Ya gotta have a gimmick -- especially if you’re a Broadway play about to face more competition going into the heart of the fall season. The Best Man, a revival of Gore Vidal’s 1960 political drama, got mixed-to strongly positive reviews when it opened Sept. 17, and the box office has been pretty brisk for the $1.9 million production. But the only other new Broadway show it’s faced in the past month has been The Man Who Came To Dinner, whereas the next four weeks will see Vidal’s drama fend off Proof, The Tale of the Allergist’s Wife, The Full Monty, The Dinner Party, The Rocky Horror Show and, sets and second-act fixing assumed, Seussical.

One way to keep the show in the papers and on theatregoers’ minds is with a promotional gimmick. And what more appropriate gambit in these pre election times than a voting booth inside the theatre? Starting Oct. 11, audience members at The Best Man can step into an actual voting booth installed in the lobby of the Virginia Theatre. Before the show or during intermission, people can vote for the President (Gore, Bush, Nader, etc.) and New York Senator (Clinton, Lazio, etc.) of their choice. Production spokespersons at the Jeffrey Richards press office assure that “someone from the Board of Elections will be at the theatre” to count the votes, which will be tallied all together at the end of two weeks, with the winners announced by the show’s producers.

Casting votes is an appropriate activity for The Best Man, since the show is set at a 1960 primary, wherein puritannical, muck-raking conservative Senator Joseph Cantwell runs against smart, humane but philandering, ineffectual and possibly unstable Secretary William Russell.

The Best Man opened Sept. 17 for a limited run through Dec. 31.

Various reports have noted that ticket sales have been brisk since the box office opened for this star-studded revival, which began previews Sept. 5. (Variety reported, Sept. 4, that advance sales on the $1.9 million production nearly reached $1 million. A Sept. 27 report in the New York Post noted that daily ticket sales have been in the $60-70,000 range and quoted spokesperson Richards as saying, "I don't like to exaggerate, but we are doing really well." For the week ending Oct. 1, The Best Man grossed $354,286, filling only 65.08 percent of capacity. It was a sharp drop from the show’s usual $400K-plus weekly earnings -- and in line with nearly every other show on Broadway slumping that week, possibly owing to the Jewish holiday, Rosh Hashanah, starting on Friday night, Sept. 29.) The Best Man centers on Secretary Russell, a flawed but empathetic candidate hoping to get the party's nomination on the first ballot. Standing in his way is ruthless Senator Cantwell, a born politician -- and muckraker. When Cantwell discovers that his opponent once had a nervous breakdown, he threatens to distribute copies of Russell's psychiatric reports to all the delegates. Russell's own team then come up with a little nasty background on Cantwell, but will their man stoop to that level of mudslinging? And will ex-President Hockstader endorse the better man, or the one more likely to win (and possibly more equipped to lead)?

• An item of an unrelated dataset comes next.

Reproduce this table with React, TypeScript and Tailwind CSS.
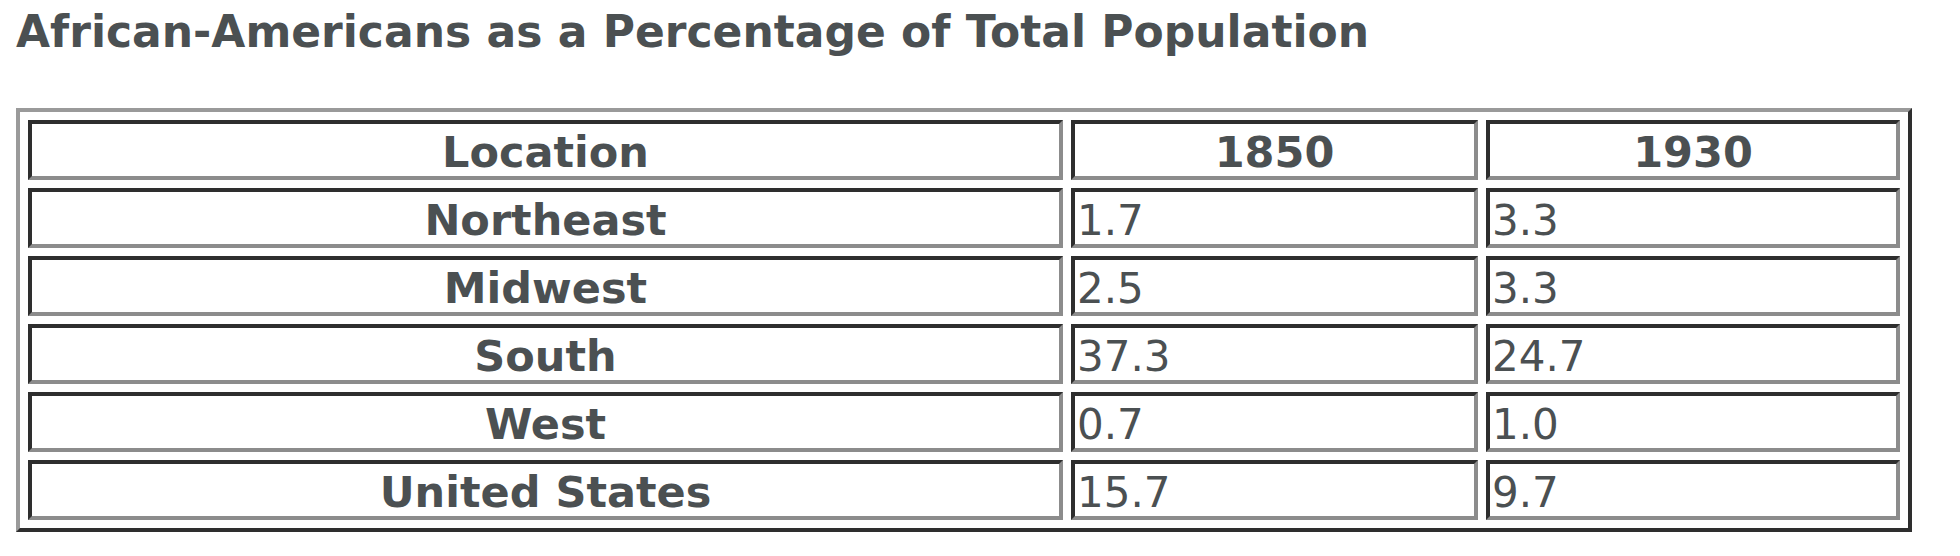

Seventeen actors populate the cast of Best Man, with six leads: Charles Durning, Spalding Gray, Chris Noth, Elizabeth Ashley, Christine Ebersole and Michael Learned. Two veteran Broadway character actors, Jonathan Hadary and Mark Blum, are also in the cast, as are Ed Dixon, Jordan Lage, Michael Rudko, Joe Costa, Joseph Culliton, Kate Hampton, Patricia Hodges, Lee Mark Nelson and C. J. Wilson.

The original production of The Best Man opened at the Morosco Theatre March 31, 1960. Cast-members included Melvyn Douglas (who won a Best Actor Tony for playing Russell), Lee Tracy, Frank Lovejoy and Dana. Joseph Anthony directed the three-act drama, set at a 1960 Presidential Convention in Philadelphia.

[Note: Though the original title of the play was The Best Man, producers are calling this revival Gore Vidal's The Best Man to distinguish it in viewers' minds from the recent Taye Diggs film. Also, in another bit of coincidental good timing, Vidal's "The Golden Age," the final book in his series of historical novels, was released by Doubleday on Sept. 15.]